親族内承継の際にトラブルになることが多いのは、家族内の「公平性の担保」が難しいからです。事業承継では、実質的な経営権を渡すだけでなく、株式などの資産を1人に集中させて相続する必要があります。しかし、他に兄弟等の親族がいる場合、1人に資産が集中すれば他の人が不公平に感じることは自然でしょう。場合によっては代償金を求められ、その後の事業経営に悪影響が出かねません。

この時に注意すべきことは、法定相続人が最低限認められる遺産相続分(=遺留分)を侵害しないように遺産分割することです。遺留分を侵害された法定相続人は、資産が集中した後継人に対して遺留分減殺請求が可能です。遺留分減殺請求をされると、結局遺留分を他の法定相続人に返還しなければなりません。返還する資産や請求額・返還方法などがもめた末、会社経営において重要な株や事業資産を後継人以外の人が取得すると、その後スムーズな会社経営を行えません。

親族内でトラブルが起きないよう、法的な遺留分に留意して公平性を担保しましょう。


後継者への意識づけ

後継者に指名した人物の他に経営に興味を持っている人がいれば、経営者争いに発展する可能性があります。

複数の相続人がいて親族内承継を検討している場合は、時間をかけて社内外に根回しする必要があります。経営者として認められるには、実力はもちろん、社内外の人からの支持があってこそです。そして、家族が一丸となって後継者の経営をバックアップしなければ、スムーズな事業承継は実現できません。
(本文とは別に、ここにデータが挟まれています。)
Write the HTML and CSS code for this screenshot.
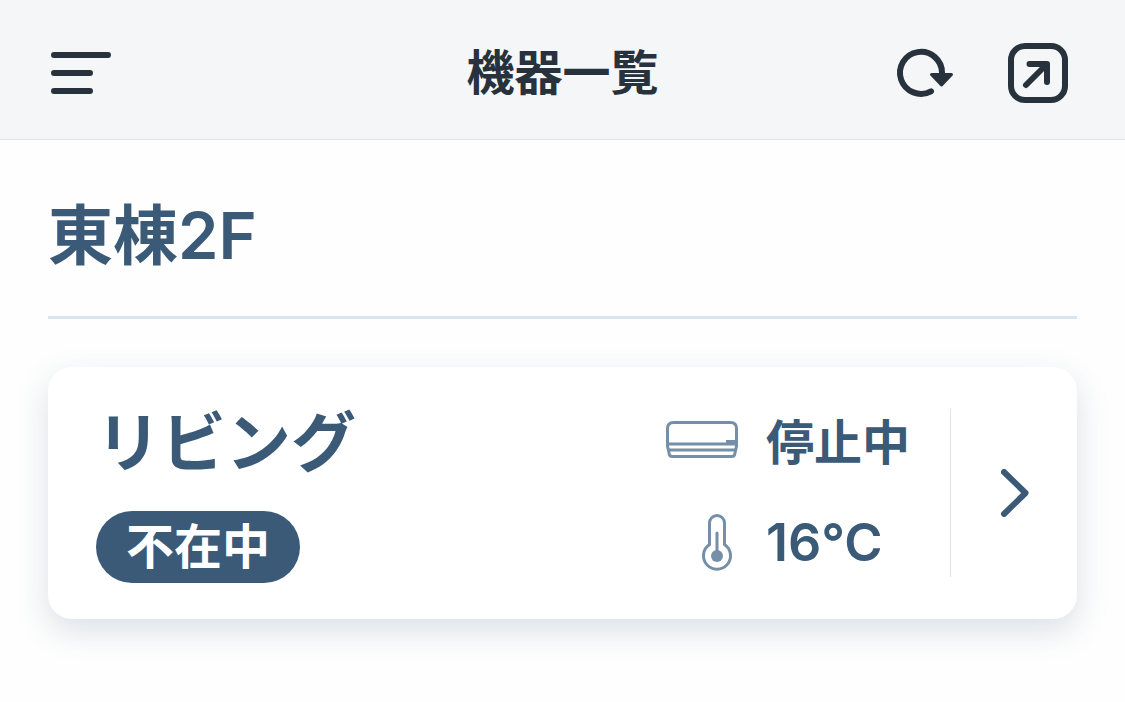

後継者が決まったら、権限移譲を行いましょう。できるだけ早く経営の中核である人事や労務・新事業に携わらせることで、社員や取引先と後継者の双方で次の経営者であると意識づけを行うことができます。すぐに資産や株式を相続しなくても、後継者が決まったら早急に準備を始めましょう。


まとめ

今回は、投資用不動産を使って、事業承継における相続税を抑制する方法から親族内承継の注意点までまとめて解説してきました。事業を行っている方は、個人事業主であっても法人経営者であっても、不動産を所有している・経営していることで、生前贈与・遺産相続にかかわらず、税金を減らすことが可能です。
そして、親族内承継を検討している場合は、後継者が事業経営をスムーズに行えるよう、社内外問わず周知し、承諾が得られるようできるだけ早期に準備を始めましょう。そして、親族内の公平性に配慮しつつ、後継者に事業と多くの資産を引き継ぐことができるよう理解を求めていきましょう。

2019/12/19時点での情報です。